OpenAI and Anthropic are turning to consultants to fight their battle over the enterprise market
Tyler Le/BI
- OpenAI announced multi-year partnerships with consulting giants like McKinsey and BCG this week.
- The goal is to get OpenAI's enterprise tools into the hands of more companies.
- Anthropic has made similar partnerships with Accenture and Deloitte.
The biggest AI startups are now using the biggest consulting firms as proxies in their battle to control the lucrative enterprise market.
OpenAI this week announced multi-year partnerships with Boston Consulting Group, McKinsey & Company, Accenture, and Capgemini to help companies integrate AI into existing systems, rethink workflows, and deploy AI coworkers at scale alongside OpenAI engineers.
"Working side by side with OpenAI enhances our ability to help companies reimagine their business to capture more value from AI," Ben Ellencweig, a McKinsey senior partner, said in a press release announcing the partnership.
The partnerships will help each firm deploy AI coworkers across the enterprise, according to OpenAI's blog post.
Anthropic has made similar moves. Last year, the OpenAI rival rolled out its own slate of consulting partnerships to accelerate enterprise adoption.
In December, it teamed up with Accenture to help "enterprises move from AI pilots to full-scale deployment." Two months earlier, it struck a deal with Deloitte to make Claude available across the firm's global network and launched a certification program to train 15,000 Deloitte staffers on the model to build AI solutions for clients in regulated industries, from financial services to healthcare and life sciences.

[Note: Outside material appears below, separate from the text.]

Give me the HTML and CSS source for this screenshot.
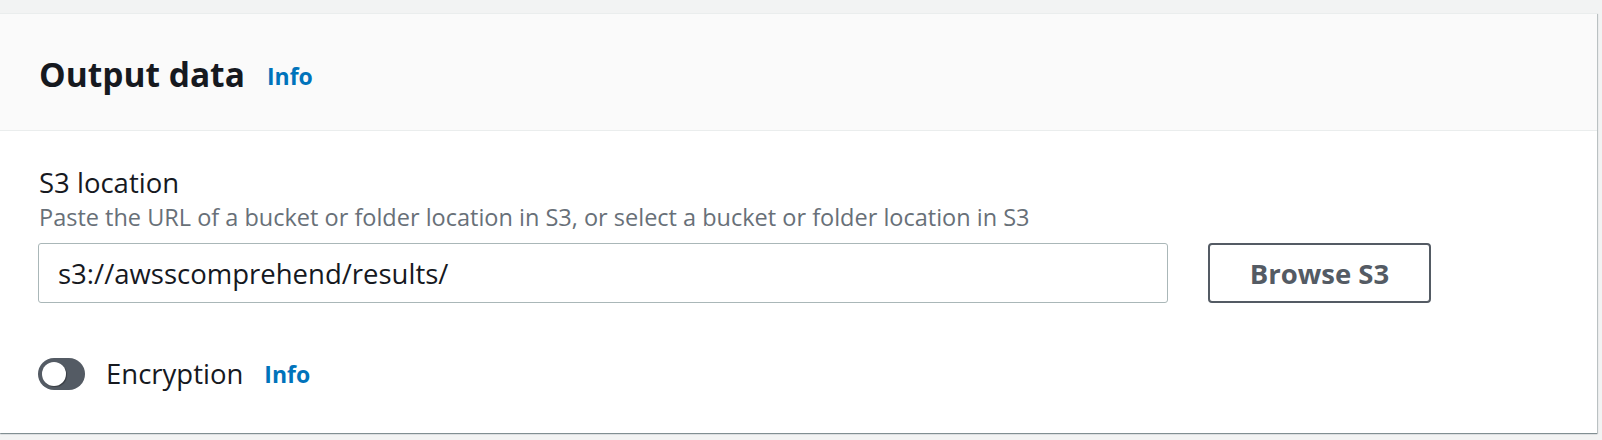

These partnerships underscore how important it is to the leading AI labs that companies adopt their tools. OpenAI is racing to show revenue growth. Anthropic, meanwhile, has long made enterprise a cornerstone of its long-term strategy.
Anthropic has been rapidly expanding its direct enterprise offerings. This month, it introduced a new suite of AI tools designed to help Claude operate inside popular workplace applications like Microsoft Excel and PowerPoint. It's also up against tech giants like Microsoft and Google, which already control much of the workplace software that corporate clients rely on.
But these partnerships underscore a two-way shift. As AI startups look to consultancies for distribution and credibility, consulting firms are simultaneously reworking their own models to stay competitive in an AI-driven market.
Consulting firms have pivoted hard since AI blew onto the scene with the release of OpenAI's ChatGPT in 2022, and these partnerships are just one way they are evolving to shore up their business. The big consulting firms say AI will soon make up a significant share of their client work.
At McKinsey, where AI agents are rapidly multiplying alongside its 40,000-person workforce, senior partners told Business Insider that roughly 40% of the firm's work is now analytics- or AI-related and shifting toward generative AI.
BCG, too — where nearly 90% of its 33,000 employees use AI — says it has created more custom GPTs than any other OpenAI customer, with five times as many employees building them as a year ago, according to Alicia Pittman, the head of BCG's global people team.
Despite the hype around AI consultants told Business Insider there is still a long way to go before these tools are embedded in consulting firms' workflows.
"Everyone has Copilot, and everyone has GPT or Claude," Mina Alaghband, a former McKinsey partner, told Business Insider. "I would say at McKinsey, there are some use cases where those tools are applicable, but there are many where they are not sufficiently enterprise-grade. They don't have sufficient guardrails."